Il y a tout juste 48 ans, le 27 avril 1969, le général de Gaulle quittait le Pouvoir, fidèle à sa promesse et respectueux du peuple souverain. À minuit dix, un communiqué annonçait : « Je cesse d’exercer mes fonctions de président de la République. Cette décision prend effet aujourd’hui à midi ». Cette date anniversaire est l’occasion de revenir sur ce qui, aujourd’hui, constitue notre legs gaullien.
Notre héritage, pour quoi faire ? Aucun des onze candidats à l’élection présidentielle de cette année ne s’est privé, à un moment ou à un autre, de se référer au général de Gaulle.
On peut se féliciter de l’unanimité de cette popularité. Pourtant, faire appel à De Gaulle ne suffit pas pour laisser penser que l’on peut revendiquer son héritage sans faire la preuve des qualités qui s’y rattachent.
Le gaullisme est une pensée somme toute assez simple et accessible. Citer De Gaulle, c’est faire appel à sa stature, à son autorité morale, à sa clairvoyance.
Car derrière l’homme du 18 Juin et du sauvetage renouvelé de la République (1944, 1958, 1961…) résident des idées simples dans un monde compliqué. Tout le contraire d’une approche simpliste d’un sujet dont on ne saisit pas l’entière dimension…

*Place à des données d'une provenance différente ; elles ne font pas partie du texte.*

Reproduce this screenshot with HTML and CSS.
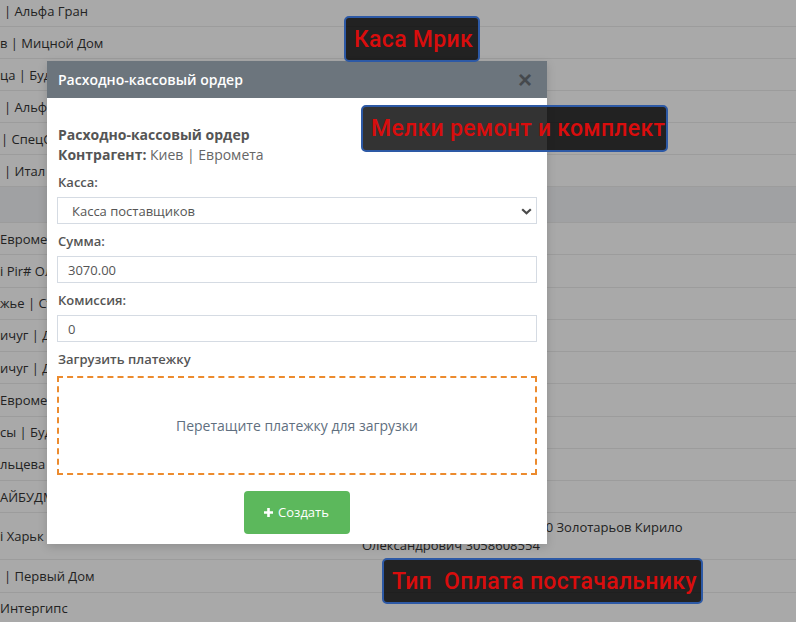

D’abord les institutions. Sachant combien la France avait perdu son cap du fait de la navigation à vue du navire, le Général a construit un schéma instaurant un chef dont le pouvoir, s’il en est besoin, s’affranchit des contingences du temps présent grâce au rôle du Premier ministre et de contre-pouvoirs comme le Parlement. L’idée était de remettre les clés du système à un homme, détaché des coteries et des partis, qui puisse engager le pays vers les sommets, vers la Grandeur sans laquelle il perd le sens de son action pour se livrer à la médiocrité.
Ensuite la Défense, car tout pays doit inspirer le respect. De Gaulle l’avait senti dès la Grande Guerre. La puissance d’un pays réside dans l’adaptabilité de sa défense, sa capacité à prendre les devants, à surprendre, bref à appliquer le dicton du Cardinal de Retz : « Les lois désarmées tombent dans le mépris ». Mais pour décider des forces armées rapidement, quand l’ennemi ne les attend pas, pas encore, quand il faut cibler vite et fort, il faut un commandement réactif et rapide, justifié par une très forte légitimité. Or en démocratie, la légitimité, c’est le peuple qui la donne. Ce qui explique la nécessité de confier au chef de l’État la responsabilité suprême du commandement par le seul biais du suffrage universel.
Ajoutons à cela que se satisfaire de l’idée que le social c’est se limiter à la lutte contre le chômage, à la fixation de l’âge de la retraite ou aux heures hebdomadaires de travail me semble un peu indigent. La question sociale, c’est d’abord donner à l’individu sa totale plénitude et sa responsabilité dans son travail, susciter son engagement personnel en situant son action au sein d’un dessein dépassant le seul échelon individuel. L’Homme ne peut être réduit à l’état de souris mécanique. La Participation, c’est cela. Elle n’a jamais été, à l’heure du numérique, si indispensable…
Enfin, tout pays ne rayonne dans le monde, comme c’est le devoir de la France de le faire, que s’il est exemplaire en matière de solidarité. Faire de la coopération, en décidant conjointement avec les pays pauvres des appuis financiers et économiques, c’est être en binôme décisionnel avec les pays moins chanceux que les nôtres. La marque d’un grand pays réside dans cette capacité à dépasser les égoïsmes nationaux pour promouvoir des échanges confiants et libres.
Je souhaite à chacun et chacune des candidats à l’élection présidentielle et aux élections législatives de se référer à ces quelques principes sans se contenter de l’incantation, par nature éloignée du message que, tous, nous avons hérité du Général.